During the World War 1 he was in the Army Pay Corps serving briefly in France.  He was in Dublin city on Easter Monday 1916 and saw the uprising first hand.   As a result he became sympathetic to the Irish Nationalist cause.   He served on the National Monuments Advisory Council, the RIA Archaeological Exploration Committee, the Folklore Commission, Irish Place Names Commission, Royal Society of Antiquaries of Ireland and County Kildare Archaeological Society.

Place names of Wicklow

While Price was not a fluent Irish speaker he acquired a good working knowledge of the language which stood him well in his much acclaimed work, “The Place Names of Wicklow”. With his passion for archaeology, history, folklore and place names he travelled widely around Ireland and took part in a number of archaeological excavations.

Annalecky

An example of his work on place names is Annalecky or “Ath na Leice where Ath is a ford and Leic is a flagstone.
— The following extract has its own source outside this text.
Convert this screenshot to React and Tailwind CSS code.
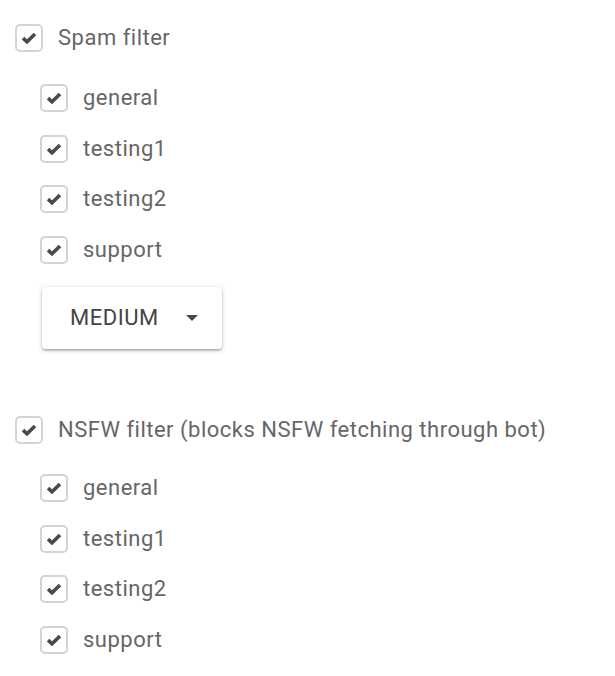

The ford was where the road now crosses the Carrigower River by bridge”. 2

 

Published notebooks

The 2002 published Notebooks are available to view in the reference sections of public libraries.

(1)  Christiaan Corlett and Mairead Weaver (Eds):  The Liam Price Notebooks, (Dublin 2002).  Duchas The Heritage Service.

 

(2) Liam Price: The Place-Names of Co. Wicklow, (Dublin 1953).  The Dublin Institute for Advance Studies.